Notes

These are very high level notes (IN PROGRESS)

scales linearly with context length
“First, we identify a key limitation of prior models: the ability to efficiently select data in an input-dependent manner.” – Q: was this the initial insight that led to mamba? -> selectivity = efficiency
selective mechanism works by making some of the parameters in S4 input-dependent
parameters B and C are now input-dependent functions, sB(x) and sC(x) with the shape BLN
∆ has term s∆(x) with shape BLD which acts at each step for more selectivity of the input
Q: so the L in all of these makes Mamba time-varying whereas S4 is time-invariant?
the hardware-aware algorithm -> collaborate with a GPU Jedi
so there is a trade-off…a larger hidden state dimension increases expressivity at the cost of efficiency -> Q: how exactly is expressivity in an SSM different than an attention based transformer (think deeply here)
okay, so SSM parameters are loaded from HBM to SRAM
then perform the computationaly intensive steps in SRAM (discretization and recurrence)
then write final outputs back to HBM
okay, then a sort of FlashAttention thing for backpropogation (recompute intermediate states rather than store them)…saves on memory usage!

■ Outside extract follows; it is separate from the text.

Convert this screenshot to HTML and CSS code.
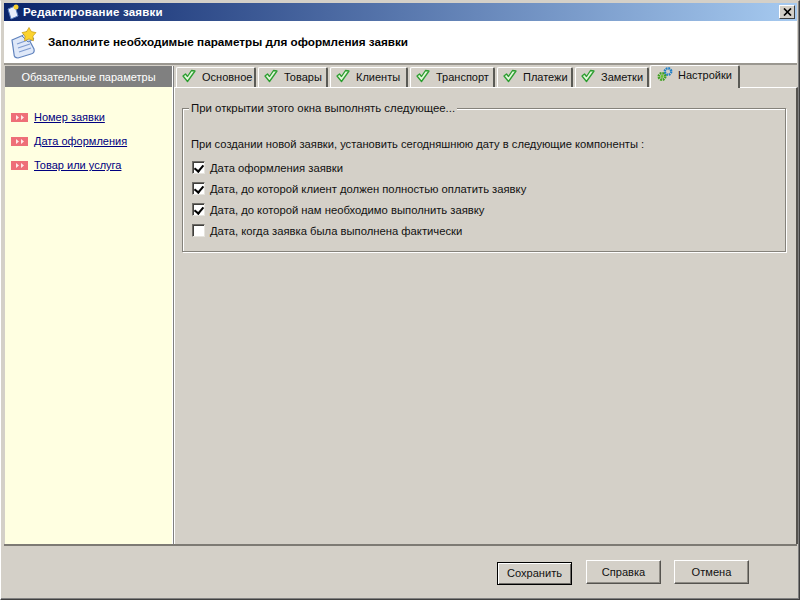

prior SSM’s like S4 could be calculated very efficiently using either convolution or recurrence. But in order to maintain efficiency they had to be time and input invariant.
authors were motivated to change this in Mamba to allow the hidden state to compress the context and “selectively” attend to the tokens that matter.
that meant some of the parameters had to become input-dependent. so B, C, and ∆ became input-dependent by expanding dimensionality with L.
doing this made Mamba time and input varying, eliminating the possibility of calculation with convolution (recurrence only mode now).
that would’ve eliminated efficiency of the SSM except for three things:
1) kernel fusion - the discretization step, the scan, and the multiplication with C (which is the last step prior to getting an output y) are fused together in one kernel
2) parallel scan - don’t perform sequentially, perform in parallel
3) recomputation - for backpropogation recompute intermediate states rather than store them
and do the majority of these activities in the SRAM (rather than HBM) for speed
NOTE: the authors point out the selection mechanism can be thought of as being very similar to a gating mechanism or hypernetwork. a new term for an old idea.